■ What is needed:
Find the lines of data that contain the string "React", then list them.

■ Information supplied:

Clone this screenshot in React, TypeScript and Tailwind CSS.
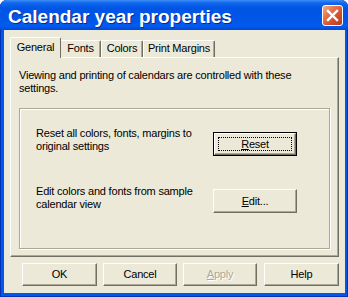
import React from "react";

const FONT = { fontFamily: '"Liberation Sans", Arial, sans-serif' };

function Btn({
  w,
  h,
  children,
  def,
  disabled,
  className = "",
}: {
  w: string;
  h: string;
  children: React.ReactNode;
  def?: boolean;
  disabled?: boolean;
  className?: string;
}) {
  if (def) {
    return (
      <div className={`${w} ${h} flex-none border border-black bg-[#ECE9D8] ${className}`}>
        <div className="relative h-full w-full border border-t-white border-l-white border-r-[#716F64] border-b-[#716F64] shadow-[inset_-1px_-1px_0_#ACA899] flex items-center justify-center">
          <div className="absolute left-[3px] top-[3px] right-[3px] bottom-[3px] border border-dotted border-black" />
          <span className="relative text-black">{children}</span>
        </div>
      </div>
    );
  }
  return (
    <div
      className={`${w} ${h} flex-none bg-[#ECE9D8] border border-t-white border-l-white border-r-[#716F64] border-b-[#716F64] shadow-[inset_-1px_-1px_0_#ACA899] flex items-center justify-center ${className}`}
    >
      <span
        className={
          disabled
            ? "text-[#ACA899] [text-shadow:1px_1px_0_#ffffff]"
            : "text-black"
        }
      >
        {children}
      </span>
    </div>
  );
}

export default function App() {
  return (
    <div
      className="w-[348px] h-[297px] bg-white overflow-hidden text-[11px] leading-[13px] tracking-[-0.2px] text-black"
      style={FONT}
    >
      <div className="w-full h-full flex flex-col rounded-t-[7px] overflow-hidden bg-[#0058EA] shadow-[inset_1px_0_0_#0033B8,inset_-1px_0_0_#0033B8,inset_0_-1px_0_#0033B8]">
        {/* Title bar */}
        <div className="h-[30px] flex-none flex items-start justify-between bg-[linear-gradient(to_bottom,#3D8FF5_0px,#1167EE_3px,#0055E5_8px,#0056E8_20px,#005CF0_26px,#0048D4_30px)]">
          <div className="pl-[8px] pt-[7px] text-[19px] leading-[19px] font-bold tracking-[0px] text-white [text-shadow:1px_1px_0_#0A2A8C]">
            Calendar year properties
          </div>
          <div className="mt-[5px] mr-[5px] w-[21px] h-[21px] rounded-[3px] border border-white bg-[linear-gradient(135deg,#F2AE8E_0%,#E5744C_35%,#D2502C_65%,#B8391C_100%)] flex items-center justify-center">
            <svg width="19" height="19" viewBox="0 0 19 19">
              <path
                d="M5 5 L14 14 M14 5 L5 14"
                stroke="#ffffff"
                strokeWidth="2.4"
                strokeLinecap="square"
              />
            </svg>
          </div>
        </div>

        {/* Body */}
        <div className="flex-1 ml-[4px] mr-[3px] mb-[4px] bg-[#ECE9D8] flex flex-col pt-[7px] pl-[6px] pr-[6px]">
          {/* Tabs */}
          <div className="relative z-10 h-[21px] flex items-end flex-none">
            <div className="w-[51px] h-[21px] bg-[#ECE9D8] border-l border-t border-white border-r border-r-[#716F64] rounded-tl-[2px] rounded-tr-[2px] pt-[3px] text-center">
              General
            </div>
            <div className="w-[40px] h-[17px] mb-[1px] border-t border-white border-r border-r-[#716F64] shadow-[inset_-1px_0_0_#ACA899] rounded-tr-[2px] pt-[1px] text-center">
              Fonts
            </div>
            <div className="w-[42px] h-[17px] mb-[1px] border-l border-t border-white border-r border-r-[#716F64] shadow-[inset_-1px_0_0_#ACA899] rounded-tr-[2px] pt-[1px] text-center">
              Colors
            </div>
            <div className="w-[72px] h-[17px] mb-[1px] border-l border-t border-white border-r border-r-[#716F64] shadow-[inset_-1px_0_0_#ACA899] rounded-tr-[2px] pt-[1px] text-center">
              Print Margins
            </div>
          </div>

          {/* Panel */}
          <div className="-mt-[1px] h-[200px] flex-none border border-t-white border-l-white border-r-[#716F64] border-b-[#716F64] shadow-[inset_-1px_-1px_0_#ACA899] pt-[11px] px-[8px]">
            <div>
              Viewing and printing of calendars are controlled with these
              <br />
              settings.
            </div>
            <div className="mt-[13px] h-[141px] border border-[#ACA899] shadow-[inset_1px_1px_0_#ffffff,1px_1px_0_#ffffff] pt-[18px] pl-[16px]">
              <div className="flex items-start">
                <div className="w-[177px] flex-none">
                  Reset all colors, fonts, margins to
                  <br />
                  original settings
                </div>
                <Btn w="w-[84px]" h="h-[24px]" def className="mt-[5px]">
                  <u className="underline-offset-[1px]">R</u>eset
                </Btn>
              </div>
              <div className="flex items-start mt-[29px]">
                <div className="w-[177px] flex-none">
                  Edit colors and fonts from sample
                  <br />
                  calendar view
                </div>
                <Btn w="w-[84px]" h="h-[24px]" className="mt-[4px]">
                  <u className="underline-offset-[1px]">E</u>dit...
                </Btn>
              </div>
            </div>
          </div>

          {/* Bottom buttons */}
          <div className="mt-[6px] flex items-start pl-[12px]">
            <Btn w="w-[75px]" h="h-[23px]">OK</Btn>
            <Btn w="w-[74px]" h="h-[23px]" className="ml-[6px]">Cancel</Btn>
            <Btn w="w-[74px]" h="h-[23px]" className="ml-[6px]" disabled>
              <u className="underline-offset-[1px]">A</u>pply
            </Btn>
            <Btn w="w-[75px]" h="h-[23px]" className="ml-[7px]">Help</Btn>
          </div>
        </div>
      </div>
    </div>
  );
}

■ Answer to this exercise:
Clone this screenshot in React, TypeScript and Tailwind CSS.
import React from "react";
  children: React.ReactNode;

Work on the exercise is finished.